Veranstaltungen im Jubiläumsjahr

2018 feiert nicht nur die Bibliothek 30-Jähriges sondern es ist auch das Jahr des 550. Todestages von Johannes Gutenberg, zudem hat die Europäische Union 2018 zum Europäischen Jahr des kulturellen Erbes erklärt – „Grund genug, die Ereignisse zu verknüpfen“, so die Stadt Dinslaken.

Die Geschichte des Buches soll dieses Jahr im Mittelpunkt von Veranstaltungen und Aktivitäten stehen.

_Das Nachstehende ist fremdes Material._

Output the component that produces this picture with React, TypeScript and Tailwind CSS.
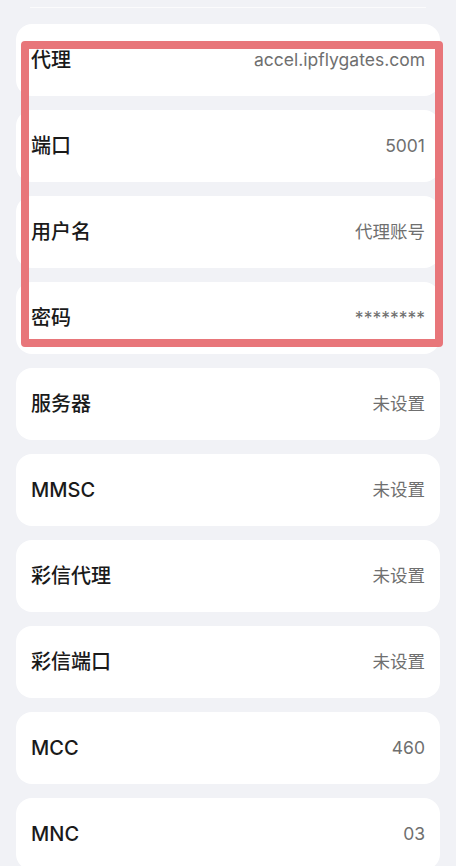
const rows: { label: string; value: string }[] = [
  { label: '代理', value: 'accel.ipflygates.com' },
  { label: '端口', value: '5001' },
  { label: '用户名', value: '代理账号' },
  { label: '密码', value: '********' },
  { label: '服务器', value: '未设置' },
  { label: 'MMSC', value: '未设置' },
  { label: '彩信代理', value: '未设置' },
  { label: '彩信端口', value: '未设置' },
  { label: 'MCC', value: '460' },
  { label: 'MNC', value: '03' },
];

function SettingRow({ label, value }: { label: string; value: string }) {
  return (
    <div className="flex h-[72px] items-center justify-between rounded-[16px] bg-white pl-[15px] pr-[15px]">
      <span className="text-[20px] font-medium text-[#1a1a1a]">{label}</span>
      <span className="text-[17.5px] text-[#6f6f6f]">{value}</span>
    </div>
  );
}

export default function App() {
  return (
    <div
      className="relative h-[866px] w-[456px] overflow-hidden bg-[#f1f2f6]"
      style={{ fontFamily: 'Inter, "Noto Sans CJK SC", "Noto Sans", sans-serif' }}
    >
      <div className="mx-[30px] mt-[7px] h-px bg-[#fbfbfc]" />
      <div className="mt-[16px] flex flex-col gap-[14px] px-[16px]">
        {rows.map((r) => (
          <SettingRow key={r.label} label={r.label} value={r.value} />
        ))}
      </div>
      {/* annotation box drawn over the proxy fields */}
      <div className="pointer-events-none absolute left-[21px] top-[41px] h-[306px] w-[422px] rounded-[4px] border-[8px] border-[#e8767a]" />
    </div>
  );
}
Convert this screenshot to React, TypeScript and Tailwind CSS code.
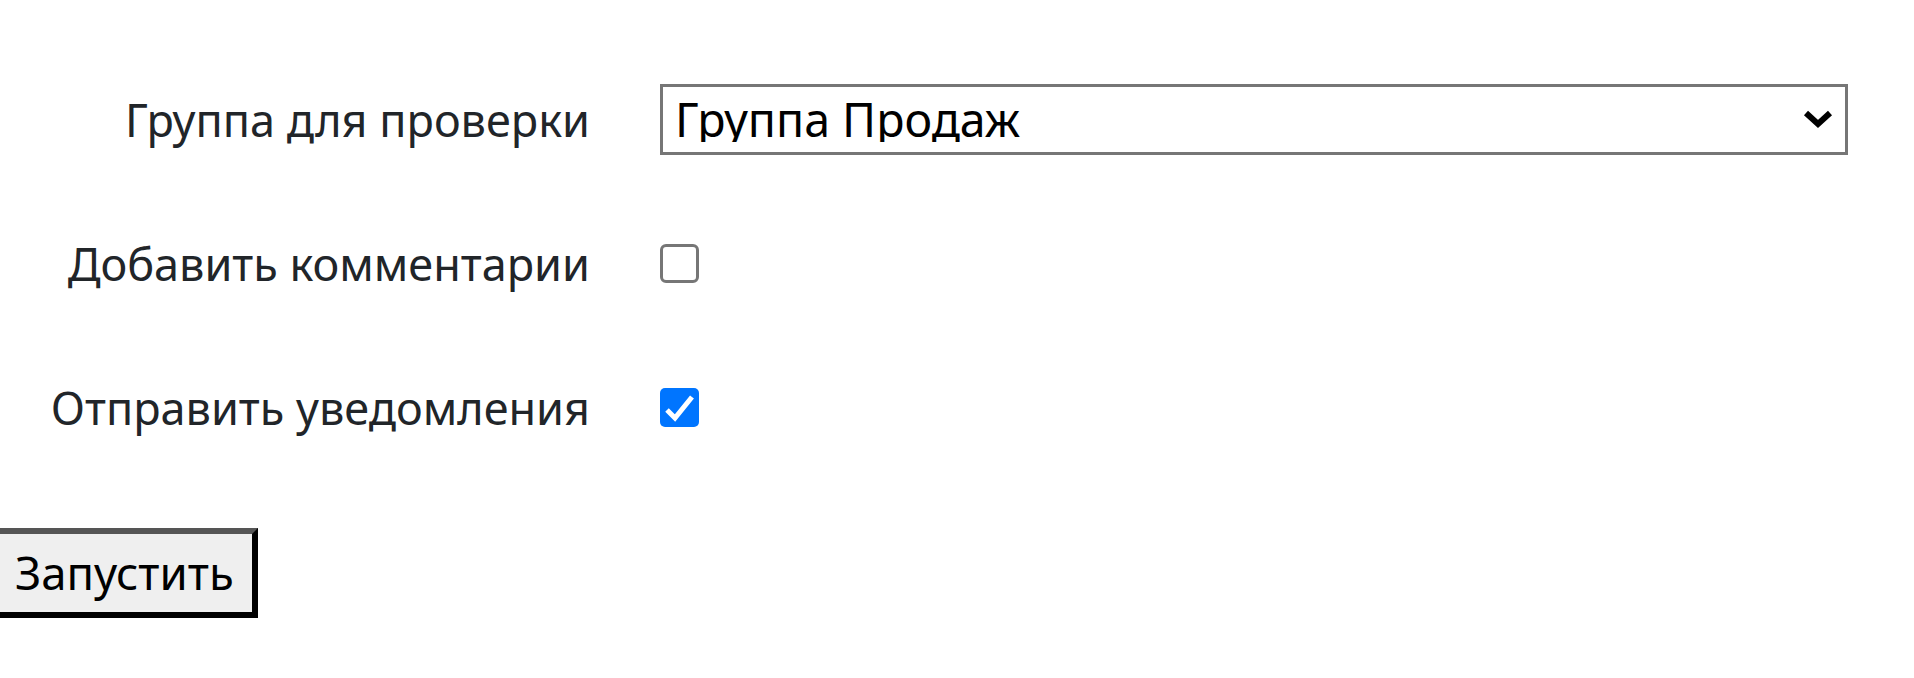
import React from "react";

const CheckBox = ({ checked }: { checked: boolean }) => {
  if (checked) {
    return (
      <span className="flex w-[39px] h-[39px] items-center justify-center rounded-[5px] bg-[#0075ff]">
        <svg width="39" height="39" viewBox="0 0 39 39">
          <path d="M7 22 L15 30 L32 9" fill="none" stroke="#ffffff" strokeWidth="5" />
        </svg>
      </span>
    );
  }
  return <span className="block w-[39px] h-[39px] rounded-[6px] border-[3px] border-[#767676] bg-white" />;
};

const Row = ({ label, children }: { label: string; children: React.ReactNode }) => (
  <div className="flex h-[144px] items-center gap-[70px]">
    <label className="w-[590px] shrink-0 text-right text-[#212529] text-[45px] leading-none">{label}</label>
    {children}
  </div>
);

export default function App() {
  return (
    <div className="min-h-screen bg-white pt-[47px] font-['Noto_Sans','Open_Sans',sans-serif]">
      <Row label="Группа для проверки">
        <div className="relative w-[1188px] h-[71px]">
          <select className="w-full h-full appearance-none border-[3px] border-[#767676] bg-white pl-[12px] text-black text-[46.5px] leading-none outline-none">
            <option>Группа Продаж</option>
          </select>
          <svg
            className="absolute right-[15px] top-[25px] pointer-events-none"
            width="30"
            height="20"
            viewBox="0 0 30 20"
          >
            <path d="M3 4 L15 15 L27 4" fill="none" stroke="#000000" strokeWidth="6" />
          </svg>
        </div>
      </Row>
      <Row label="Добавить комментарии">
        <CheckBox checked={false} />
      </Row>
      <Row label="Отправить уведомления">
        <CheckBox checked={true} />
      </Row>
      <button className="mt-[49px] h-[90px] w-[258px] border-t-[6px] border-r-[6px] border-b-[6px] border-t-[#555555] border-r-black border-b-black bg-[#efefef] pl-[15px] text-left text-black text-[45.5px] leading-none">
        Запустить
      </button>
    </div>
  );
}
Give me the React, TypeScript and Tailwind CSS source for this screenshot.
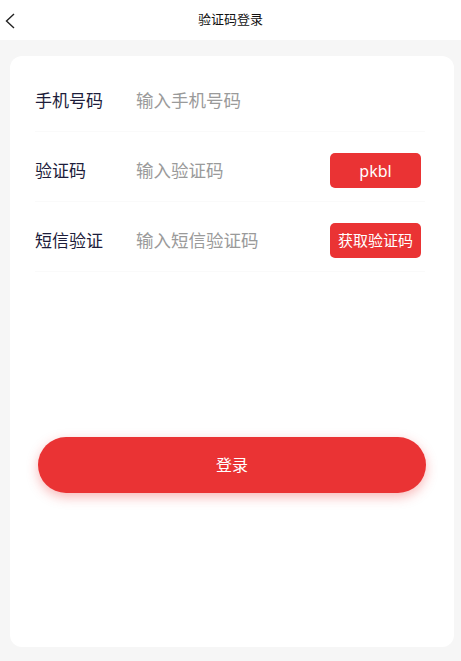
const font = { fontFamily: '"Noto Sans", "Noto Sans CJK SC", sans-serif' };

const Row = ({
  label,
  placeholder,
  action,
}: {
  label: string;
  placeholder: string;
  action?: React.ReactNode;
}) => (
  <div className="flex items-center h-[70px] pt-[8px] border-b border-[#fafafa]">
    <span className="w-[101px] shrink-0 text-[17px] text-[#1d1d3b]">{label}</span>
    <input
      className="flex-1 min-w-0 text-[17.5px] text-[#333] placeholder:text-[#9a9a9a] outline-none bg-transparent"
      placeholder={placeholder}
      style={font}
    />
    {action && <div className="pr-[4px]">{action}</div>}
  </div>
);

export default function App() {
  return (
    <div className="w-[461px] h-[661px] bg-[#f6f6f6] flex flex-col" style={font}>
      {/* Header */}
      <div className="relative h-[40px] bg-white flex items-center justify-center shrink-0">
        <svg className="absolute left-0 top-0" width="20" height="40" viewBox="0 0 20 40">
          <polyline points="14,14 6.5,21 14,28" fill="none" stroke="#222" strokeWidth="1.4" />
        </svg>
        <span className="text-[13px] text-[#111]">验证码登录</span>
      </div>

      {/* Card */}
      <div className="mt-[16px] ml-[10px] w-[444px] h-[591px] bg-white rounded-[12px] pt-[6px]">
        <div className="px-[25px] pr-[29px]">
          <Row label="手机号码" placeholder="输入手机号码" />
          <Row
            label="验证码"
            placeholder="输入验证码"
            action={
              <button className="w-[91px] h-[35px] rounded-[5px] bg-[#ea3334] text-white text-[16px]">
                pkbl
              </button>
            }
          />
          <Row
            label="短信验证"
            placeholder="输入短信验证码"
            action={
              <button className="w-[91px] h-[35px] rounded-[5px] bg-[#ea3334] text-white text-[15px]">
                获取验证码
              </button>
            }
          />
        </div>

        <div className="px-[28px] mt-[165px]">
          <button className="w-full h-[56px] rounded-full bg-[#ea3334] text-white text-[16px] shadow-[0_4px_12px_rgba(234,51,52,0.35)]">
            登录
          </button>
        </div>
      </div>
    </div>
  );
}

So gibt es vom 3. Februar (Todestag Gutenberg) bis zum 24. Oktober (Tag der Bibliotheken) eine Mitmachausstellung mit dem Titel „Gutenberg trifft E-Book“: Jeder soll sich einmal darauf einlassen dürfen, wie im Mittelalter vor 1000 Jahren an einem Pult bei Kerzenschein mit der Gänsefeder zu schreiben, mit Tinten – auch in Gold und Silber – zu experimentieren und sich mit dem Ausmalen und Schmücken von Büchern zu beschäftigen.

Auch das Drucken auf einer alten Druckerpresse soll versucht werden. „So bekommt man eine Vorstellung davon, wie mühsam die Herstellung eines Buches vor über 500 Jahren war“, so die Stadt.

Von der Herstellung des Papiers, über das Arbeiten und die Atmosphäre in einer mittelalterlichen Schreibwerkstatt, die Herstellung von Druckerzeugnissen bis hin zum Workshop zum Umgang mit dem E-Book-Creator soll Kindern und Jugendlichen sowie Schulklassen deutlich gemacht werden, dass die digitalen Kommunikationswege nicht denkbar wären ohne die Erfindung des Buchdrucks. Er ermöglichte es, Bücher und damit Informationen in Massen herzustellen und zu verbreiten. Außerdem war er ein starker Motor der Alphabetisierung in Deutschland.

Ab 3. Februar gibt es zweimal im Monat einen Workshop für Kinder, Jugendliche und Familien. Der Flyer mit den Terminen und Kontaktdaten für Schulen liegt in der Bibliothek aus. Karten zu drei Euro für Kinder und Jugendliche und fünf Euro für Erwachsene gibt es in der Kinderbücherei.

Da die VHS das Gebäude im gleichen Jahr wie die Bibliothek bezogen hat, soll das Jubiläum gemeinsam gefeiert werden.